The previous day I had made the, for me, monumental move of asking a patron at Habit, my local coffee haunt, the following, hypothetical-heavy question:
If I were
writing a style blog and I asked you, would
you agree to let me take your photo?
(I forgot to add, and if
I was holding a camera.)
Rather than stare at me
blankly--previous best case scenario--or call me a weirdo --one of
the unsavoury yet, somehow, more likely to me scenarios--she said
that indeed she would let me do such a thing.
Emboldened, the next day I brought my camera and once again went to Habit, which on the weekends is generally bustling with sartorial splendour. There was no one there. I don't mean by this that there was no one worth photographing; I mean there was no one there. The place was empty. Even the generally nattily dressed staff had seemed to decide that today was jeans and a t-shirt day. After waiting awhile I left and went back to work.
My plan, such as it were, had been to start my foray into street style chronicling by shooting almost exclusively at Habit.
In my mind the enclosed space and familiar people offered a safer, less wide-open venue to hone my "craft." It gave the whole endeavour some focus beyond the admittedly terrifying aspect of photographing strangers. I know the Habit people, my reasoning went, and as such they are no longer strangers to me. They are, at the very least, acquaintances.When work let out early I ventured downtown again, determined this time to snap someone, anyone, whether I liked their outfit or not. I practiced in my head:
Hi there. I'm starting a street style website and was wondering if you'd like to be on it.
As I walked around town, camera in hand, I started to feel like the world's most indiscriminate stalker. Practicing a line to start talking to people seemed somehow seedy...maybe even vaguely desperate.

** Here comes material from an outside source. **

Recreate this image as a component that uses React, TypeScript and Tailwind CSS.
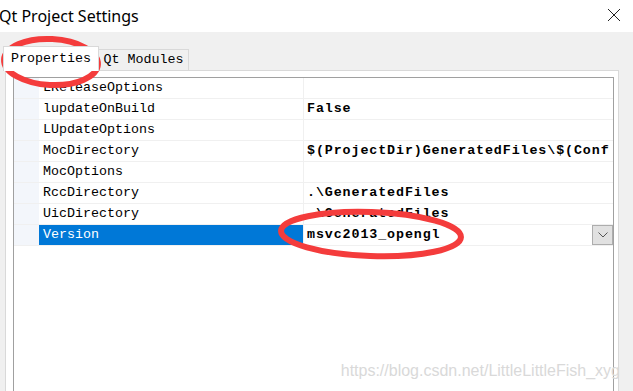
import React from 'react';

const rows = [
  { name: 'LReleaseOptions', value: '' },
  { name: 'lupdateOnBuild', value: 'False' },
  { name: 'LUpdateOptions', value: '' },
  { name: 'MocDirectory', value: '$(ProjectDir)GeneratedFiles\\$(Conf' },
  { name: 'MocOptions', value: '' },
  { name: 'RccDirectory', value: '.\\GeneratedFiles' },
  { name: 'UicDirectory', value: '.\\GeneratedFiles' },
  { name: 'Version', value: 'msvc2013_opengl', selected: true },
];

const mono = { fontFamily: '"Liberation Mono", "DejaVu Sans Mono", monospace' };

const App = () => {
  return (
    <div className="relative w-[633px] h-[391px] overflow-hidden bg-[#f0f0f0]">
      {/* title bar */}
      <div className="flex h-[32px] items-center justify-between bg-white pr-[12px]">
        <span className="-ml-[1px] text-[16px] text-black" style={{ fontFamily: '"Noto Sans", sans-serif' }}>
          Qt Project Settings
        </span>
        <svg width="14" height="14" viewBox="0 0 14 14" className="mb-[2px]">
          <path d="M1 1L13 13M13 1L1 13" stroke="#222" strokeWidth="1" />
        </svg>
      </div>

      {/* tabs */}
      <div className="flex h-[38px] items-end pl-[3px]" style={mono}>
        <div className="relative z-10 -mb-px flex h-[25px] w-[96px] items-center justify-center border border-b-0 border-[#d9d9d9] bg-white text-[13.33px] text-black">
          Properties
        </div>
        <div className="flex h-[21px] w-[90px] items-center justify-center border border-b-0 border-l-0 border-[#d9d9d9] bg-[#f0f0f0] text-[13.33px] text-black">
          Qt Modules
        </div>
      </div>

      {/* tab page */}
      <div className="ml-[5px] h-[330px] w-[614px] border border-[#d9d9d9] bg-white pl-[7px] pr-[4px] pt-[6px]">
        <div className="h-full border-l border-r border-t border-[#a0a0a0]" style={mono}>
          {rows.map((row) => (
            <div key={row.name} className="flex h-[21px] border-b border-[#f0f0f0]">
              <div className="w-[25px] shrink-0 bg-[#f3f6fb]" />
              <div
                className={`flex w-[265px] shrink-0 items-center border-r border-[#f0f0f0] pl-[4px] text-[13.33px] ${
                  row.selected ? 'bg-[#0078d7] text-white' : 'text-black'
                }`}
              >
                {row.name}
              </div>
              <div className="relative flex min-w-0 flex-1 items-center whitespace-nowrap pl-[3px] text-[13.33px] font-bold tracking-[0.9px] text-black">
                {row.value}
                {row.selected && (
                  <div className="absolute right-0 top-0 flex h-[20px] w-[21px] items-center justify-center border border-[#adadad] bg-[#e1e1e1]">
                    <svg width="10" height="6" viewBox="0 0 10 6">
                      <path d="M0.5 0.5L5 5L9.5 0.5" fill="none" stroke="#555" strokeWidth="1" />
                    </svg>
                  </div>
                )}
              </div>
            </div>
          ))}
        </div>
      </div>

      {/* watermark */}
      <div
        className="absolute bottom-[8px] right-[13px] text-[16px] text-[#d9d9d9]"
        style={{ fontFamily: '"Liberation Sans", Arial, sans-serif' }}
      >
        https://blog.csdn.net/LittleLittleFish_xyg
      </div>

      {/* annotation ellipses */}
      <svg className="pointer-events-none absolute left-0 top-0" width="633" height="391">
        <ellipse cx="51" cy="62" rx="47" ry="23" transform="rotate(3 51 62)" fill="none" stroke="#f43c3c" strokeWidth="6" />
        <ellipse cx="371" cy="234" rx="90" ry="22" transform="rotate(2 371 234)" fill="none" stroke="#f43c3c" strokeWidth="6" />
      </svg>
    </div>
  );
};

export default App;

What was I trying to do here? Take pictures of people I didn't know? So I could look at them later? Was this normal?
I saw about five or six people I thought fit my "design aesthetic," but each time they were walking in the opposite direction--you tend not to notice people walking in the same direction as you--and I couldn't think of a way to stop them. Usually they were just walking too fast.
The day wore on, the heat making me dizzy and depressed, and I gained an even deeper appreciation of Mr. Scott Schuman, aka The Sartorialist. The oft told parable that to know a man you must walk a mile in his shoes had never been more true to me. The fact that he goes out, every day it seems, and not only finds people to photograph, but then convinces them to let him take their picture, and gets results that are so uniformly good...well, it boggled my already by then heat-boggled mind.
Daunted and in desperate need of fluids I abandoned my quest. I returned to work to take advantage of its cave-like thermal properties (government buildings of the 50's were designed without nod to trivialities like sunlight, or wheelchair access.) However, the day was not a total loss. I did see people that, with a little more hutzpah, I would have asked to photograph. I had, paradoxically, walked the walk without talking the talk. But there is always another day, and eventually I'll get out of my way enough to make styletribes.org [Ed. There will be no styletribes.org] a reality.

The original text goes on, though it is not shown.